- What the task asks -
Your task is to quote the material that follows, in full and exactly.

- Data lines -
-------------------------

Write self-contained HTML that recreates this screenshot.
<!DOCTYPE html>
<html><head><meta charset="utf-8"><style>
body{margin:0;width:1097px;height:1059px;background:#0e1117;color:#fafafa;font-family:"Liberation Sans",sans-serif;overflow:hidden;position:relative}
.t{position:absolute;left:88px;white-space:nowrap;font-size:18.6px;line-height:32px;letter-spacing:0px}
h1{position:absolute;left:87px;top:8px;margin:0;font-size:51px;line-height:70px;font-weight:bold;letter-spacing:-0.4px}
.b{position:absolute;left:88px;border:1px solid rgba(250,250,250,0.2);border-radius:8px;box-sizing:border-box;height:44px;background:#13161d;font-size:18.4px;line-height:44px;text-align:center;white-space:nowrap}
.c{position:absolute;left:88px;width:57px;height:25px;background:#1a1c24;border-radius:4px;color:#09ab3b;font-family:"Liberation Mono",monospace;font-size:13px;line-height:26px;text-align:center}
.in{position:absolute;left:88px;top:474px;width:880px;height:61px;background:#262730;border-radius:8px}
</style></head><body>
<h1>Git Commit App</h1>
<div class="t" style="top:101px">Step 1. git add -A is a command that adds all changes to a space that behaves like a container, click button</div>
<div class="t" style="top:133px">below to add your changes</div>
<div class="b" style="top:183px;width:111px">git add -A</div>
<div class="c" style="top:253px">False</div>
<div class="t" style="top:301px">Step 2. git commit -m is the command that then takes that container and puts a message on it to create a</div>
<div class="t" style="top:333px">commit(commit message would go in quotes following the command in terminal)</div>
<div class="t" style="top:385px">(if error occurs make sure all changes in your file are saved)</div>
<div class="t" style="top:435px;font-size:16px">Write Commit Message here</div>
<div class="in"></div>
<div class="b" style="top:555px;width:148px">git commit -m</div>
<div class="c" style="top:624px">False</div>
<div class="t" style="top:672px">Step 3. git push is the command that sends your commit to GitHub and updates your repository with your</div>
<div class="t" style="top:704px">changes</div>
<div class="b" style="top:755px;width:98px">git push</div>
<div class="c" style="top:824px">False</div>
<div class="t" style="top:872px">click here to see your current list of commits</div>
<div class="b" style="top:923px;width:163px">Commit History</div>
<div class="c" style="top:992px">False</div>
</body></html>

-------------------------

- Full answer -
Write self-contained HTML that recreates this screenshot.
<!DOCTYPE html>
<html><head><meta charset="utf-8"><style>
body{margin:0;width:1097px;height:1059px;background:#0e1117;color:#fafafa;font-family:"Liberation Sans",sans-serif;overflow:hidden;position:relative}
.t{position:absolute;left:88px;white-space:nowrap;font-size:18.6px;line-height:32px;letter-spacing:0px}
h1{position:absolute;left:87px;top:8px;margin:0;font-size:51px;line-height:70px;font-weight:bold;letter-spacing:-0.4px}
.b{position:absolute;left:88px;border:1px solid rgba(250,250,250,0.2);border-radius:8px;box-sizing:border-box;height:44px;background:#13161d;font-size:18.4px;line-height:44px;text-align:center;white-space:nowrap}
.c{position:absolute;left:88px;width:57px;height:25px;background:#1a1c24;border-radius:4px;color:#09ab3b;font-family:"Liberation Mono",monospace;font-size:13px;line-height:26px;text-align:center}
.in{position:absolute;left:88px;top:474px;width:880px;height:61px;background:#262730;border-radius:8px}
</style></head><body>
<h1>Git Commit App</h1>
<div class="t" style="top:101px">Step 1. git add -A is a command that adds all changes to a space that behaves like a container, click button</div>
<div class="t" style="top:133px">below to add your changes</div>
<div class="b" style="top:183px;width:111px">git add -A</div>
<div class="c" style="top:253px">False</div>
<div class="t" style="top:301px">Step 2. git commit -m is the command that then takes that container and puts a message on it to create a</div>
<div class="t" style="top:333px">commit(commit message would go in quotes following the command in terminal)</div>
<div class="t" style="top:385px">(if error occurs make sure all changes in your file are saved)</div>
<div class="t" style="top:435px;font-size:16px">Write Commit Message here</div>
<div class="in"></div>
<div class="b" style="top:555px;width:148px">git commit -m</div>
<div class="c" style="top:624px">False</div>
<div class="t" style="top:672px">Step 3. git push is the command that sends your commit to GitHub and updates your repository with your</div>
<div class="t" style="top:704px">changes</div>
<div class="b" style="top:755px;width:98px">git push</div>
<div class="c" style="top:824px">False</div>
<div class="t" style="top:872px">click here to see your current list of commits</div>
<div class="b" style="top:923px;width:163px">Commit History</div>
<div class="c" style="top:992px">False</div>
</body></html>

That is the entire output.